Three classmates who attended the Niwot School, which included grades 1-8, located where the Diagonal Highway now runs, met at the Left Hand Grange No.9 in Niwot on May 31. The gathering was coordinated by the Niwot Historical Society with photos and images collected to be added to the Niwot historical records.

John Montoya, who lives in Wheat Ridge, planned a stop in Niwot during a road trip to visit the Niwot Cemetery and the area where he grew up, and was excited to arrange a visit with two of his Niwot classmates who still live in the area, JoAnn (Sampson) Bell of Longmont, and Nancy (Dodd) Hindman who lives west of Niwot.

Montoya's grandfather was Juan Apodoca, the Niwot Section House foreman who was transferred to Niwot from Trinidad, Colorado, by the Colorado Southern Railroad in 1926. Juan and Amelia Apodaca, along with their children, lived in the Section House along the tracks which was provided by the railroad.

Montoya recalled that two of his sisters, Delia (Montoya) Hammonds and Dora (Montoya) Mares graduated a few years before the three classmates. "Dora and Delia were about a year apart in age, but they were in the same grade level," he said.

The three classmates shared memories of the school and growing up in Niwot.

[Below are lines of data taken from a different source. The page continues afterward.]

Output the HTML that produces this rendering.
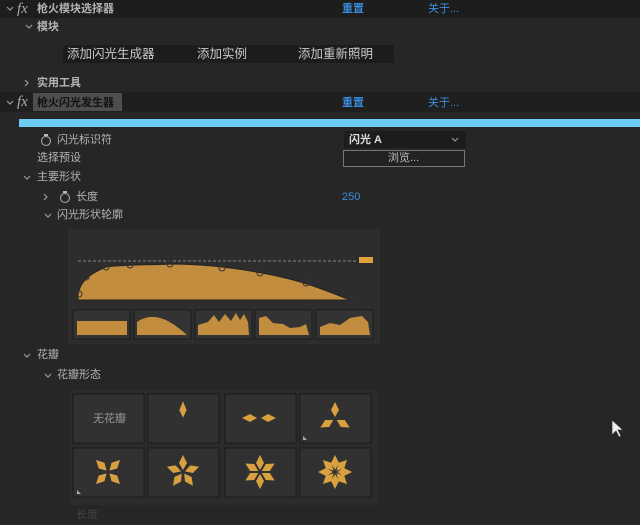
<!DOCTYPE html>
<html><head><meta charset="utf-8"><style>
*{margin:0;padding:0;box-sizing:border-box}
body{width:640px;height:525px;background:#262626;position:relative;overflow:hidden;font-family:"Liberation Sans","Noto Sans CJK SC",sans-serif;font-size:11px;color:#b4b4b4}
.a{position:absolute;white-space:nowrap;line-height:14px}
.b{font-weight:bold}
.blue{color:#3b8fe0}
svg{position:absolute;left:0;top:0}
</style></head><body>
<div class="a" style="left:0;top:0;width:640px;height:18px;background:#1d1d1d"></div>
<div class="a" style="left:0;top:92px;width:640px;height:20px;background:#1f1f1f"></div>
<div class="a" style="left:33px;top:93px;width:89px;height:18px;background:#4e4e4e"></div>
<div class="a" style="left:63px;top:45px;width:331px;height:18px;background:#1c1c1c"></div>
<div class="a" style="left:19px;top:119px;width:621px;height:8px;background:#6ccbf2"></div>
<div class="a" style="left:344px;top:131px;width:122px;height:17px;background:#1c1c1c"></div>
<div class="a" style="left:343px;top:150px;width:122px;height:17px;border:1px solid #777;background:#222"></div>
<div class="a" style="left:68px;top:229px;width:312px;height:115px;background:#2d2d2d"></div>
<div class="a" style="left:70px;top:390px;width:308px;height:115px;background:#2b2b2b"></div>

<svg width="640" height="525">
 <g fill="none" stroke="#999" stroke-width="1.2">
  <path d="M7,7l3,3l3,-3"/><path d="M26,25l3,3l3,-3"/><path d="M25,80l3,3l-3,3"/>
  <path d="M7,101l3,3l3,-3"/><path d="M24,176l3,3l3,-3"/><path d="M44,194l3,3l-3,3"/>
  <path d="M45,214l3,3l3,-3"/><path d="M24,354l3,3l3,-3"/><path d="M45,374l3,3l3,-3"/>
  <path d="M452,138l3,3l3,-3"/>
  <circle cx="46" cy="141" r="4.5"/><circle cx="65" cy="198" r="4.5"/>
 </g>
 <g fill="#bbb"><rect x="44" y="134" width="4" height="2"/><rect x="63" y="191" width="4" height="2"/></g>
 <line x1="78" y1="261" x2="356" y2="261" stroke="#888" stroke-dasharray="3,2"/>
 <rect x="359" y="257" width="14" height="6" fill="#e0a040"/>
 <path d="M78,300 L78,294 C80,285 84,276 106,267 C130,264 160,265 170,264 C200,264 230,267 262,273 C300,280 320,288 350,300 Z" fill="#c28d3e" stroke="#222" stroke-width="1"/>
 <g fill="none" stroke="#333"><circle cx="79" cy="294" r="3"/><circle cx="86" cy="277" r="3"/><circle cx="106" cy="267" r="3"/><circle cx="130" cy="265" r="3"/><circle cx="170" cy="264" r="3"/><circle cx="222" cy="268" r="3"/><circle cx="260" cy="273" r="3"/><circle cx="306" cy="283" r="3"/><circle cx="350" cy="300" r="3"/></g>
 <g fill="#333" stroke="#1b1b1b"><rect x="73" y="310" width="57" height="29"/><rect x="134" y="310" width="57" height="29"/><rect x="195" y="310" width="57" height="29"/><rect x="255" y="310" width="57" height="29"/><rect x="316" y="310" width="57" height="29"/></g>
 <g fill="#c28d3e">
  <rect x="77" y="321" width="50" height="14"/>
  <path d="M137,335 L137,322 C150,313 165,315 187,335Z"/>
  <path d="M198,335 L198,325 L208,322 L214,315 L219,322 L225,314 L231,321 L236,313 L240,320 L244,314 L248,322 L249,335Z"/>
  <path d="M259,335 L259,318 L266,316 L273,323 L283,324 L290,328 L300,327 L306,324 L309,335Z"/>
  <path d="M320,335 L320,327 L330,323 L340,325 L350,318 L362,316 L368,322 L370,335Z"/>
 </g>
 <g fill="#313131" stroke="#1a1a1a">
  <rect x="73" y="394" width="71" height="49"/><rect x="148" y="394" width="71" height="49"/><rect x="225" y="394" width="71" height="49"/><rect x="300" y="394" width="71" height="49"/>
  <rect x="73" y="448" width="71" height="49"/><rect x="148" y="448" width="71" height="49"/><rect x="225" y="448" width="71" height="49"/><rect x="300" y="448" width="71" height="49"/>
 </g>
 <defs><path id="p" d="M0,-2 L4,-9 L0,-17 L-4,-9Z" fill="#d9a040"/></defs>
 <use href="#p" transform="translate(183,420) scale(0.9,1.1)"/>
 <use href="#p" transform="translate(259,418) rotate(-90)"/>
 <use href="#p" transform="translate(259,418) rotate(90)"/>
 <g transform="translate(335,419)"><use href="#p"/><use href="#p" transform="rotate(120)"/><use href="#p" transform="rotate(240)"/></g>
 <g transform="translate(108,472)"><use href="#p" transform="rotate(45)"/><use href="#p" transform="rotate(135)"/><use href="#p" transform="rotate(225)"/><use href="#p" transform="rotate(315)"/></g>
 <g transform="translate(183,472)"><use href="#p"/><use href="#p" transform="rotate(72)"/><use href="#p" transform="rotate(144)"/><use href="#p" transform="rotate(216)"/><use href="#p" transform="rotate(288)"/></g>
 <g transform="translate(260,472)"><use href="#p"/><use href="#p" transform="rotate(60)"/><use href="#p" transform="rotate(120)"/><use href="#p" transform="rotate(180)"/><use href="#p" transform="rotate(240)"/><use href="#p" transform="rotate(300)"/></g>
 <g transform="translate(335,472)"><use href="#p"/><use href="#p" transform="rotate(45)"/><use href="#p" transform="rotate(90)"/><use href="#p" transform="rotate(135)"/><use href="#p" transform="rotate(180)"/><use href="#p" transform="rotate(225)"/><use href="#p" transform="rotate(270)"/><use href="#p" transform="rotate(315)"/></g>
 <g fill="#aaa"><path d="M303,440 l4,0 l-4,-4z"/><path d="M77,494 l4,0 l-4,-4z"/></g>
 <path d="M612,420 L612,435 L616,431 L619,437 L621,436 L618,430 L623,430Z" fill="#eee" stroke="#333" stroke-width="0.7"/>
</svg>

<div class="a" style="left:17px;top:1px;font:italic 15px 'Liberation Serif',serif;color:#aaa">fx</div>
<div class="a b" style="left:37px;top:2px">枪火模块选择器</div>
<div class="a b blue" style="left:342px;top:2px">重置</div>
<div class="a blue" style="left:428px;top:2px">关于...</div>
<div class="a b" style="left:37px;top:20px">模块</div>
<div class="a" style="left:67px;top:47px;font-size:12.5px;color:#c8c8c8">添加闪光生成器</div>
<div class="a" style="left:197px;top:47px;font-size:12.5px;color:#c8c8c8">添加实例</div>
<div class="a" style="left:298px;top:47px;font-size:12.5px;color:#c8c8c8">添加重新照明</div>
<div class="a b" style="left:37px;top:76px">实用工具</div>
<div class="a" style="left:17px;top:94px;font:italic 15px 'Liberation Serif',serif;color:#aaa">fx</div>
<div class="a b" style="left:37px;top:96px;color:#111">枪火闪光发生器</div>
<div class="a b blue" style="left:342px;top:96px">重置</div>
<div class="a blue" style="left:428px;top:96px">关于...</div>
<div class="a" style="left:57px;top:133px">闪光标识符</div>
<div class="a b" style="left:349px;top:133px;color:#ddd">闪光 A</div>
<div class="a" style="left:37px;top:151px">选择预设</div>
<div class="a" style="left:388px;top:151px;color:#bbb">浏览...</div>
<div class="a" style="left:37px;top:170px">主要形状</div>
<div class="a" style="left:76px;top:190px">长度</div>
<div class="a blue" style="left:342px;top:190px">250</div>
<div class="a" style="left:57px;top:208px">闪光形状轮廓</div>
<div class="a" style="left:37px;top:348px">花瓣</div>
<div class="a" style="left:57px;top:368px">花瓣形态</div>
<div class="a" style="left:93px;top:412px;color:#999">无花瓣</div>
<div class="a" style="left:76px;top:508px;color:#444">长度</div>
</body></html>
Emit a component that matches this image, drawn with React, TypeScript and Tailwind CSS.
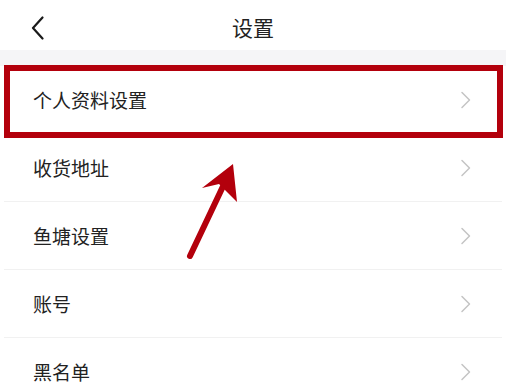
import React from "react";

const items = ["个人资料设置", "收货地址", "鱼塘设置", "账号", "黑名单"];

function Chevron() {
  return (
    <svg width="12" height="18" viewBox="0 0 12 18" fill="none">
      <path d="M2 1.5 L9.5 9 L2 16.5" stroke="#c4c4c4" strokeWidth="1.5" strokeLinecap="round" strokeLinejoin="round" />
    </svg>
  );
}

export default function App() {
  return (
    <div
      className="relative w-[506px] h-[385px] overflow-hidden bg-white text-[#222]"
      style={{ fontFamily: '"Noto Sans CJK SC", "Noto Sans", sans-serif' }}
    >
      <header className="relative h-[50px] flex items-center justify-center">
        <div className="absolute left-[30px] top-[16px]">
          <svg width="16" height="24" viewBox="0 0 16 24" fill="none">
            <path d="M12.5 1.5 L3 12 L12.5 22.5" stroke="#1a1a1a" strokeWidth="2.2" strokeLinecap="round" strokeLinejoin="round" />
          </svg>
        </div>
        <h1 className="text-[21px] leading-none font-normal mt-[4px]">设置</h1>
      </header>
      <div className="h-[16px] bg-[#f5f5f7]" />
      <ul>
        {items.map((t) => (
          <li key={t} className="h-[68px] flex items-center justify-between pl-[33px] pr-[30px] border-b border-[#f1f1f1] mx-[4px]">
            <span className="text-[19px] leading-none -ml-[4px]">{t}</span>
            <Chevron />
          </li>
        ))}
      </ul>
      <div className="absolute left-[4px] top-[65px] w-[499px] h-[73px] border-[6px] border-[#b3000c]" />
      <svg className="absolute left-0 top-0" width="506" height="385" viewBox="0 0 506 385">
        <line x1="190" y1="256" x2="226" y2="180" stroke="#b3000c" strokeWidth="6" strokeLinecap="round" />
        <path d="M233 164 L202 188 L219 184 L237 202 Z" fill="#b3000c" />
      </svg>
    </div>
  );
}
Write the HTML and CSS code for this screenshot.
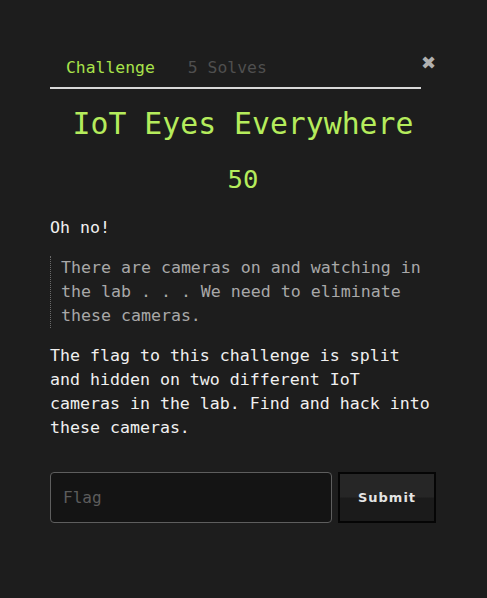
FILE: index.html
```html
<!DOCTYPE html>
<html>
<head>
<meta charset="utf-8">
<link rel="stylesheet" href="styles.css">
</head>
<body>
<div class="modal">
  <div class="header">
    <nav class="tabs">
      <span class="tab active">Challenge</span>
      <span class="tab">5 Solves</span>
    </nav>
    <span class="close">&#10006;</span>
  </div>
  <h1 class="title">IoT Eyes Everywhere</h1>
  <div class="value">50</div>
  <p class="text first">Oh no!</p>
  <blockquote class="quote">There are cameras on and watching in the lab . . . We need to eliminate these cameras.</blockquote>
  <p class="text">The flag to this challenge is split and hidden on two different IoT cameras in the lab. Find and hack into these cameras.</p>
  <form class="submit-row">
    <input class="flag" type="text" placeholder="Flag">
    <button class="btn" type="button">Submit</button>
  </form>
</div>
</body>
</html>
```

FILE: styles.css
```css
html, body {
  margin: 0;
  padding: 0;
  background: #1d1d1d;
  height: 100%;
}
body {
  font-family: "DejaVu Sans Mono", "Liberation Mono", monospace;
  color: #ececec;
}
.modal {
  width: 386px;
  padding: 46px 0 0 50px;
}
.header {
  display: flex;
  align-items: flex-start;
}
.tabs {
  width: 372px;
  display: flex;
  gap: 33px;
  padding: 12px 0 9px 16px;
  box-sizing: border-box;
  border-bottom: 2px solid #d8d8d8;
}
.tab {
  font-size: 16.4px;
  line-height: 20px;
  color: #4f4f4f;
}
.tab.active {
  color: #a9e34b;
}
.close {
  margin: 7px 0 0 0;
  color: #b0b0b0;
  font-family: "DejaVu Sans", sans-serif;
  font-size: 18px;
  font-weight: bold;
  line-height: 20px;
}
.title {
  margin: 17px 0 0 0;
  text-align: center;
  font-weight: normal;
  font-size: 29.8px;
  line-height: 36px;
  color: #b5ec5c;
}
.value {
  margin-top: 21px;
  text-align: center;
  font-size: 25.6px;
  line-height: 32px;
  color: #b5ec5c;
}
.text {
  margin: 0;
  font-size: 16.6px;
  line-height: 24px;
  color: #f0f0f0;
}
.text.first {
  margin-top: 21px;
}
.quote {
  margin: 16px 0 16px 0;
  padding: 0 0 0 10px;
  border-left: 1px dotted #6a6a6a;
  font-size: 16.6px;
  line-height: 24px;
  color: #a8a8a8;
}
.submit-row {
  margin-top: 32px;
  display: flex;
  gap: 6px;
}
.flag {
  width: 282px;
  height: 51px;
  box-sizing: border-box;
  border: 1px solid #5e5e5e;
  border-radius: 4px;
  background: #141414;
  padding: 0 12px;
  font-family: "DejaVu Sans Mono", monospace;
  font-size: 16px;
  color: #ddd;
  outline: none;
}
.flag::placeholder {
  color: #5c5c5c;
}
.btn {
  width: 98px;
  height: 51px;
  box-sizing: border-box;
  border: 2px solid #050505;
  background: linear-gradient(#262626 0%, #262626 48%, #1b1b1b 52%, #1b1b1b 100%);
  color: #e4e4e4;
  font-family: "DejaVu Sans", "Liberation Sans", sans-serif;
  font-weight: bold;
  font-size: 13px;
  letter-spacing: 1px;
}
```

Montoya said that whenever someone had an orange in their lunchbox, there would be a scramble to get the orange peel because the boys would strap the rind to their shoes and try to climb up the inside of the two-story fire escape at the school, and then slide back down.

He recalled some of the hard labor on farms, explaining that for one task, they crawled on hands and knees to thin the rows and rows of beets so the plants were at optimal growing distance apart. They used a special hook-bladed tool to thin the rows of beets. The Montoya children also had chores at area farms and the young boys enjoyed jumping on the piles of hay.

The Niwot School, built in 1910, was a two-story brick school, but was razed in 1972 to make room for the Longmont-to-Boulder lanes of the Diagonal Highway, which was originally only two lanes, with single-lane traffic in both directions.